Dataset excerpt
— BEGIN —

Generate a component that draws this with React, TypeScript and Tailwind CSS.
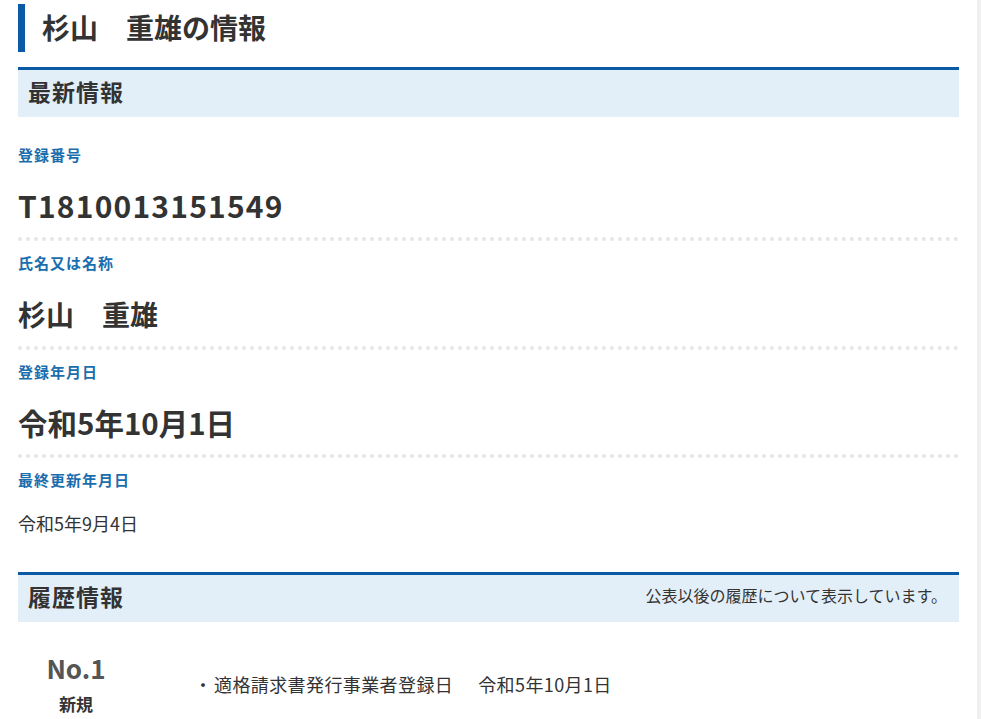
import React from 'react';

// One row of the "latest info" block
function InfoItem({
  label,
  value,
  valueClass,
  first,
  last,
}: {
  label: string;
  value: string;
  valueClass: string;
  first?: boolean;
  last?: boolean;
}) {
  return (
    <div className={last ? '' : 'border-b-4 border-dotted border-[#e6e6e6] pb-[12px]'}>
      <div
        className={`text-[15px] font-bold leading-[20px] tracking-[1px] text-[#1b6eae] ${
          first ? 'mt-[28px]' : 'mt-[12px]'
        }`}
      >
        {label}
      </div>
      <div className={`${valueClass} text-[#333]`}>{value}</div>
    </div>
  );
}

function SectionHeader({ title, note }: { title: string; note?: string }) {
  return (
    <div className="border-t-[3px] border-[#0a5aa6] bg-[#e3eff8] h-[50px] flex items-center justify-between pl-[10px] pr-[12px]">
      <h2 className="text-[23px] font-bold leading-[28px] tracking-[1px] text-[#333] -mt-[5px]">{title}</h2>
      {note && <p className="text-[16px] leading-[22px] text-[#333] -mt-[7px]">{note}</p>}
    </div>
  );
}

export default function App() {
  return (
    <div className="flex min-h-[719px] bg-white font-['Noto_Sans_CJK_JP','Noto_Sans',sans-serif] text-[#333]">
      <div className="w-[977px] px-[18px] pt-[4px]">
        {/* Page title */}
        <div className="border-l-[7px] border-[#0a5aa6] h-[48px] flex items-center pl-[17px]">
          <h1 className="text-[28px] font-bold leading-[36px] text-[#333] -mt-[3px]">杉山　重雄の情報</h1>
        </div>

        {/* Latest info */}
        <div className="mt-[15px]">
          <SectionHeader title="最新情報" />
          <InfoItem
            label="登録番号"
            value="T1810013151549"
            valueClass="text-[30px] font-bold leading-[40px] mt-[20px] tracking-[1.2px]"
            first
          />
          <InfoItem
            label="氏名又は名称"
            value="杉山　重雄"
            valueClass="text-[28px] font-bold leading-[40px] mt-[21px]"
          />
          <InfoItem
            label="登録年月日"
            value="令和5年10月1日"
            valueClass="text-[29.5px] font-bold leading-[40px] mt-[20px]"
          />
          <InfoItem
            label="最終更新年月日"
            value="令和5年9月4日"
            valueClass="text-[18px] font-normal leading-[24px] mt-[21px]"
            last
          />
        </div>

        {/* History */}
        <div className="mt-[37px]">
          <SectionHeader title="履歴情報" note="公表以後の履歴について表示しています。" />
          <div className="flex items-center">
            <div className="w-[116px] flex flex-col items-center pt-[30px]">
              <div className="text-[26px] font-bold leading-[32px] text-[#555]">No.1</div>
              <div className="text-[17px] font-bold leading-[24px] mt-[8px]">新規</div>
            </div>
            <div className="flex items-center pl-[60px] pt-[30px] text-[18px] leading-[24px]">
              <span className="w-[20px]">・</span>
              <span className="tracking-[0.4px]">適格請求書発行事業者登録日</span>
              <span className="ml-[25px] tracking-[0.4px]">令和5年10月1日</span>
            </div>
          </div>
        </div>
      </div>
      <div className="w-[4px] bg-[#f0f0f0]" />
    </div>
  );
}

— END —
— BEGIN —

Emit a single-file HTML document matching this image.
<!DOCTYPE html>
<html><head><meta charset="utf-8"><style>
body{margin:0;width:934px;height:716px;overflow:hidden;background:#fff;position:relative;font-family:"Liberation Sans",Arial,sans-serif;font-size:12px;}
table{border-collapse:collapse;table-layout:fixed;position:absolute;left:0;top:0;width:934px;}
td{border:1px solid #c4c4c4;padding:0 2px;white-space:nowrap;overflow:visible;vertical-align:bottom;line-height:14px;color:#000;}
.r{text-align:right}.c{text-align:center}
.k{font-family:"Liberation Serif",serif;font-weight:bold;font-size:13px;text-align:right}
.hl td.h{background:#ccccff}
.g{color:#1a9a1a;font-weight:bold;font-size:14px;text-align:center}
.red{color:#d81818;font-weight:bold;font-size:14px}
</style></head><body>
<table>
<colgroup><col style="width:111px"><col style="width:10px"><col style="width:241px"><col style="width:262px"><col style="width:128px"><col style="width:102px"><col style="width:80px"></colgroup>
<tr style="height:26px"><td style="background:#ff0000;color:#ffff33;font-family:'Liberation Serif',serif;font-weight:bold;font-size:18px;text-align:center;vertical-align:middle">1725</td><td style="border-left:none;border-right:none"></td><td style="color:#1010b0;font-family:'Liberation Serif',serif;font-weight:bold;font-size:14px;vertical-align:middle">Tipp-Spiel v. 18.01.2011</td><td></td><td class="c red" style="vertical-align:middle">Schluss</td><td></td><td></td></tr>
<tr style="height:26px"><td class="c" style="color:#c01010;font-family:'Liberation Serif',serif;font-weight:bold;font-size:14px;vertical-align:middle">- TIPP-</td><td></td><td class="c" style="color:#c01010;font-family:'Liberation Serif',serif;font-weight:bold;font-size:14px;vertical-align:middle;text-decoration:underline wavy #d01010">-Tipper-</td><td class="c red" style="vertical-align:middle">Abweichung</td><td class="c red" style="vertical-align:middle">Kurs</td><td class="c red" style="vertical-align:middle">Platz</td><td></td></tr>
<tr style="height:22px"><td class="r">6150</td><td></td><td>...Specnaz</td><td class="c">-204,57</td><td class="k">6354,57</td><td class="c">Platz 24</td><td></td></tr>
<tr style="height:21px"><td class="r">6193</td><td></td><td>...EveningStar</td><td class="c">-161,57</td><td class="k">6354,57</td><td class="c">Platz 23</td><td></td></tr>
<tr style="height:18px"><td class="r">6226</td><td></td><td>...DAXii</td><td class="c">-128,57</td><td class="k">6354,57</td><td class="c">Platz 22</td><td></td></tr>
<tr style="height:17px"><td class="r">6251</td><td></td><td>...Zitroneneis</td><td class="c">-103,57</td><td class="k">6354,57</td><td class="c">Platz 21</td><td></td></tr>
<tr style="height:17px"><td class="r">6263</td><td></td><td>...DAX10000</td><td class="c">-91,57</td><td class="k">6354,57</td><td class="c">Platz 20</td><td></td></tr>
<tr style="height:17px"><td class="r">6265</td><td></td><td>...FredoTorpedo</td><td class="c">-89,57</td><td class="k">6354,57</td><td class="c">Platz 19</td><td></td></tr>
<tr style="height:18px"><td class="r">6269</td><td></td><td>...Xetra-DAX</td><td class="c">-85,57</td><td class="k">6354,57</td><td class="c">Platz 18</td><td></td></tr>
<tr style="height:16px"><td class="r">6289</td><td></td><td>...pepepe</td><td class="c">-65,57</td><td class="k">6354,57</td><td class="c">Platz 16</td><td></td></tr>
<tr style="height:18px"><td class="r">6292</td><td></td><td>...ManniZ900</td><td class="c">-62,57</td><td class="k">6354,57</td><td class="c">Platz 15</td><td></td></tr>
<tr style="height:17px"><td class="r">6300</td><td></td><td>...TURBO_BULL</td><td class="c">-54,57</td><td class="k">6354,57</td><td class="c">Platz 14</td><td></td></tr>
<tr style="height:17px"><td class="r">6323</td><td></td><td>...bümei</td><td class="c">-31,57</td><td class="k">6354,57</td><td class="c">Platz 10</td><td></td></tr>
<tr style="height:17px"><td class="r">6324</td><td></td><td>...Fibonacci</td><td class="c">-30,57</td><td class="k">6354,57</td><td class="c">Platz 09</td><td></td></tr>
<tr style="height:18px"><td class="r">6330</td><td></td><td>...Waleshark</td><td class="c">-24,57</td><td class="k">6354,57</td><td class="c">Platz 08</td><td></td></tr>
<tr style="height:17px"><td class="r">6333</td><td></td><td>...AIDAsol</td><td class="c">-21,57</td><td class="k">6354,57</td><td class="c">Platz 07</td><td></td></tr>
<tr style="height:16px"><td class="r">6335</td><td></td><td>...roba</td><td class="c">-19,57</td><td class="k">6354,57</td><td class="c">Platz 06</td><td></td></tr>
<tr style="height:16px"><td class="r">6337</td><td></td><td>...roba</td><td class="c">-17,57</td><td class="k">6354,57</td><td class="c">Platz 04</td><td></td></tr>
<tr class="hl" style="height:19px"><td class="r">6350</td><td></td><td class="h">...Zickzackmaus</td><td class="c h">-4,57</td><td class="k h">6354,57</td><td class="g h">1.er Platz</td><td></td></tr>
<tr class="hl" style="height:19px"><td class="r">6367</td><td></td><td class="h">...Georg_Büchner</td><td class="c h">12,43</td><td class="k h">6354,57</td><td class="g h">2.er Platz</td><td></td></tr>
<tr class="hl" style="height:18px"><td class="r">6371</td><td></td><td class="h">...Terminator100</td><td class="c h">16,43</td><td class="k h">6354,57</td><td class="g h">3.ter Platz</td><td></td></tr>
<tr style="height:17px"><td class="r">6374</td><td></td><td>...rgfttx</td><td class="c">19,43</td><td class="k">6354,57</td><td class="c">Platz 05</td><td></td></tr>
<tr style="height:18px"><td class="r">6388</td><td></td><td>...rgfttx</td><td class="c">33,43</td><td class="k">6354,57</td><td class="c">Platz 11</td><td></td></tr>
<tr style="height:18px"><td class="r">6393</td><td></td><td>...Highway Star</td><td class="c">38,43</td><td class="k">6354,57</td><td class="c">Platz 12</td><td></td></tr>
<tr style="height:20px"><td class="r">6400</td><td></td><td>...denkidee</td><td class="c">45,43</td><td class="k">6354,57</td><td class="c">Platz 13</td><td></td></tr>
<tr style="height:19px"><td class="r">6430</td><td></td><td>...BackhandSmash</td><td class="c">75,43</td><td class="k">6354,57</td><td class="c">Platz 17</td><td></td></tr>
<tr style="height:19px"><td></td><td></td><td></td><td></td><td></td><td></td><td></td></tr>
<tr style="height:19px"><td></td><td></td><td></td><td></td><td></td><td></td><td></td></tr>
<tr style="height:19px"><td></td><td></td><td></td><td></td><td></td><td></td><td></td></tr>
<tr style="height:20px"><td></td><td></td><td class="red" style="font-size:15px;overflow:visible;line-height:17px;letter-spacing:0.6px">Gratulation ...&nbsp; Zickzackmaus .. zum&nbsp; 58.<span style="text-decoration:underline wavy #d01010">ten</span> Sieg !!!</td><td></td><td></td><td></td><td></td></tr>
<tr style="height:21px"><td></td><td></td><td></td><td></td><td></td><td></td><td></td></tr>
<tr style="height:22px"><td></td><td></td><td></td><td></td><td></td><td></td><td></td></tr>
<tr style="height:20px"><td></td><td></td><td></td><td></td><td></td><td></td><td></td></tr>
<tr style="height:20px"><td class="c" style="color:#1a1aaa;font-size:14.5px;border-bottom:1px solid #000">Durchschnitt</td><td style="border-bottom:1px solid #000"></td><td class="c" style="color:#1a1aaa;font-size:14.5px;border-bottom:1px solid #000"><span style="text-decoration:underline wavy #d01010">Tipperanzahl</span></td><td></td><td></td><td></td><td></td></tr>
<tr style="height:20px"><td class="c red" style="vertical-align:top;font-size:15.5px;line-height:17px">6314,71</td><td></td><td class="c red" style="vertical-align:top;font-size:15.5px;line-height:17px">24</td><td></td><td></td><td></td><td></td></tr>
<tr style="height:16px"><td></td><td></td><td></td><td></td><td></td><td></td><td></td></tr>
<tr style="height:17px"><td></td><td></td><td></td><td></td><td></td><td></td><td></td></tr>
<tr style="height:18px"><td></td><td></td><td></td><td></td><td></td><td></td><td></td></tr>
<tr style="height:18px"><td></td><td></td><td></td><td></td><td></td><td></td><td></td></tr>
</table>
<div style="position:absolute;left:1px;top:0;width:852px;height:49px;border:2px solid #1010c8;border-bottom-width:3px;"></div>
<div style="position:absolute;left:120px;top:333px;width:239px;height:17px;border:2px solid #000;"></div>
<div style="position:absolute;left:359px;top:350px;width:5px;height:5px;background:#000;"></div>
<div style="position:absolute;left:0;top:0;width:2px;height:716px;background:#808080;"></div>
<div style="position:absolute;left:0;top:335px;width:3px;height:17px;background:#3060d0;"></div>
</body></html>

— END —

Using the listing above, show each line holding the string "this".

Generate a component that draws this with React, TypeScript and Tailwind CSS.
Emit a single-file HTML document matching this image.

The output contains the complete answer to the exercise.